*SET EXERCISE*: Your task is to locate every line holding the string "React" and to copy each of them.

*DATA EXCERPT*:
—————
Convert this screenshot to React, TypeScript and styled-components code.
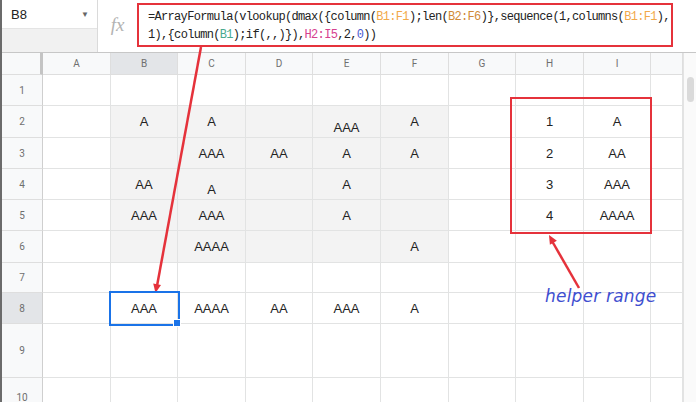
import React from 'react'
import styled, { createGlobalStyle, css } from 'styled-components'

const GlobalStyle = createGlobalStyle`
  body {
    margin: 0;
    background: #ffffff;
    font-family: 'Liberation Sans', Arial, sans-serif;
  }
`

const RED = '#e5323b'
const BLUE = '#1a73e8'
const GRID = '#e2e3e3'

const COLS = ['A', 'B', 'C', 'D', 'E', 'F', 'G', 'H', 'I', '']
const COL_WIDTHS = [41, 68, 67, 68, 67, 68, 68, 67, 68, 67, 32]
const ROW_HEIGHTS = [22, 31, 32, 31, 31, 31, 32, 30, 31, 54, 40]

const cells: Record<string, string> = {
  B2: 'A', C2: 'A', E2: 'AAA', F2: 'A', H2: '1', I2: 'A',
  C3: 'AAA', D3: 'AA', E3: 'A', F3: 'A', H3: '2', I3: 'AA',
  B4: 'AA', C4: 'A', E4: 'A', H4: '3', I4: 'AAA',
  B5: 'AAA', C5: 'AAA', E5: 'A', H5: '4', I5: 'AAAA',
  C6: 'AAAA', F6: 'A',
  B8: 'AAA', C8: 'AAAA', D8: 'AA', E8: 'AAA', F8: 'A',
}
// cells that sit at the bottom of the row
const lowCells = ['E2', 'C4']

// frame of the whole window
const Frame = styled.div`
  position: relative;
  width: 696px;
  height: 402px;
  overflow: hidden;
  border-left: 2px solid #6b6b6b;
  box-sizing: border-box;
  background: #fff;
`

const FormulaBar = styled.div`
  display: flex;
  height: 52px;
  border-bottom: 1px solid #c7c7c7;
`

const NameColumn = styled.div`
  width: 95px;
  display: flex;
  flex-direction: column;
  border-right: 1px solid #dadada;
  background: #f1f1f1;
`

const NameBox = styled.div`
  height: 28px;
  background: #fff;
  display: flex;
  align-items: center;
  justify-content: space-between;
  padding: 0 8px 0 9px;
  font-size: 13px;
  color: #222;
  border-bottom: 1px solid #e4e4e4;
`

const Caret = styled.span`
  font-size: 8px;
  color: #666;
`

const FxCell = styled.div`
  width: 39px;
  display: flex;
  align-items: center;
  justify-content: center;
  font-family: 'Liberation Serif', serif;
  font-style: italic;
  font-size: 19px;
  color: #b3b3b3;
  padding-bottom: 2px;
`

const FormulaBox = styled.div`
  width: 536px;
  box-sizing: border-box;
  margin: 3px 0 5px 0;
  border: 2px solid ${RED};
  padding: 3px 0 0 9px;
  font-family: 'Liberation Mono', monospace;
  font-size: 12px;
  letter-spacing: -0.68px;
  line-height: 18px;
  color: #222;
  white-space: pre;
`

const Ref = styled.span<{ tone: string }>`
  color: ${({ tone }) => tone};
`

const SheetArea = styled.div`
  display: flex;
`

const Grid = styled.div`
  display: grid;
  grid-template-columns: ${COL_WIDTHS.map((w) => `${w}px`).join(' ')};
  grid-template-rows: ${ROW_HEIGHTS.map((h) => `${h}px`).join(' ')};
`

const headerBase = css`
  box-sizing: border-box;
  display: flex;
  align-items: center;
  justify-content: center;
  font-family: Roboto, 'Liberation Sans', sans-serif;
  font-size: 10px;
  color: #6f6f6f;
  border-right: 1px solid #dedede;
  border-bottom: 1px solid #dedede;
`

const Corner = styled.div`
  ${headerBase};
  background: #f8f9fa;
  border-right: 3px solid #c4c4c4;
`

const ColHeader = styled.div<{ active?: boolean }>`
  ${headerBase};
  background: ${({ active }) => (active ? '#e3e5e8' : '#f8f9fa')};
`

const RowHeader = styled.div<{ active?: boolean }>`
  ${headerBase};
  background: ${({ active }) => (active ? '#e3e5e8' : '#f8f9fa')};
  border-right: 1px solid #cfcfcf;
`

const Cell = styled.div<{ shaded?: boolean; low?: boolean; selected?: boolean }>`
  position: relative;
  box-sizing: border-box;
  display: flex;
  justify-content: center;
  align-items: ${({ low }) => (low ? 'flex-end' : 'center')};
  padding-bottom: ${({ low }) => (low ? '2px' : '0')};
  font-size: 13px;
  color: #222;
  background: ${({ shaded }) => (shaded ? '#f3f3f3' : '#fff')};
  border-right: 1px solid ${GRID};
  border-bottom: 1px solid ${GRID};
  ${({ selected }) =>
    selected &&
    css`
      box-shadow: 0 0 0 2px ${BLUE};
      z-index: 2;
    `}
`

const FillHandle = styled.span`
  position: absolute;
  right: -4px;
  bottom: -4px;
  width: 6px;
  height: 6px;
  background: ${BLUE};
  border: 1px solid #fff;
`

const Scrollbar = styled.div`
  width: 13px;
  height: 349px;
  box-sizing: border-box;
  border-left: 1px solid #e3e3e3;
  background: #fafafa;
  padding: 24px 2px 0 3px;
`

const Thumb = styled.div`
  height: 25px;
  border-radius: 4px;
  background: #dadada;
`

// annotations drawn over the sheet
const HelperBox = styled.div`
  position: absolute;
  left: 508px;
  top: 97px;
  width: 142px;
  height: 137px;
  box-sizing: border-box;
  border: 2px solid ${RED};
  pointer-events: none;
`

const HelperLabel = styled.div`
  position: absolute;
  left: 543px;
  top: 286px;
  font-family: 'DejaVu Sans', sans-serif;
  font-style: italic;
  font-size: 17px;
  letter-spacing: 0.2px;
  color: #3f4fd0;
`

const Overlay = styled.svg`
  position: absolute;
  left: -2px;
  top: 0;
  pointer-events: none;
`

const isShaded = (col: string, row: number) => col !== '' && 'BCDEF'.includes(col) && row >= 2 && row <= 6

const App: React.FC = () => {
  const rows = Array.from({ length: 10 }, (_, i) => i + 1)
  return (
    <Frame>
      <GlobalStyle />
      <FormulaBar>
        <NameColumn>
          <NameBox>
            B8
            <Caret>▼</Caret>
          </NameBox>
        </NameColumn>
        <FxCell>fx</FxCell>
        <FormulaBox>
          =ArrayFormula(vlookup(dmax({'{'}column(<Ref tone="#f2a94a">B1:F1</Ref>);len(
          <Ref tone="#d08a37">B2:F6</Ref>){'}'},sequence(1,columns(<Ref tone="#f2a94a">B1:F1</Ref>),
          {'\n'}1),{'{'}column(<Ref tone="#49a98e">B1</Ref>);if(,,){'}'}),<Ref tone="#d6418e">H2:I5</Ref>,2,
          <Ref tone="#4a5bd0">0</Ref>))
        </FormulaBox>
      </FormulaBar>
      <SheetArea>
        <Grid>
          <Corner />
          {COLS.map((c, i) => (
            <ColHeader key={`h${i}`} active={c === 'B'}>
              {c}
            </ColHeader>
          ))}
          {rows.map((r) => (
            <React.Fragment key={r}>
              <RowHeader active={r === 8}>{r}</RowHeader>
              {COLS.map((c, i) => {
                const id = `${c}${r}`
                const selected = id === 'B8'
                return (
                  <Cell key={`${r}-${i}`} shaded={isShaded(c, r)} low={lowCells.includes(id)} selected={selected}>
                    {c ? cells[id] : ''}
                    {selected && <FillHandle />}
                  </Cell>
                )
              })}
            </React.Fragment>
          ))}
        </Grid>
        <Scrollbar>
          <Thumb />
        </Scrollbar>
      </SheetArea>

      <HelperBox />
      <HelperLabel>helper range</HelperLabel>
      <Overlay width={696} height={402} viewBox="0 0 696 402">
        <line x1={201} y1={47} x2={157} y2={286} stroke={RED} strokeWidth={2.5} />
        <polygon points="155.5,293 161,284.9 153.2,283.5" fill={RED} />
        <line x1={579} y1={288} x2={552} y2={241} stroke={RED} strokeWidth={2.5} />
        <polygon points="549,235 556.9,240.8 549.9,244.8" fill={RED} />
      </Overlay>
    </Frame>
  )
}

export default App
—————
*EXPECTED OUTPUT*:
Convert this screenshot to React, TypeScript and styled-components code.
import React from 'react'
const App: React.FC = () => {
            <React.Fragment key={r}>
            </React.Fragment>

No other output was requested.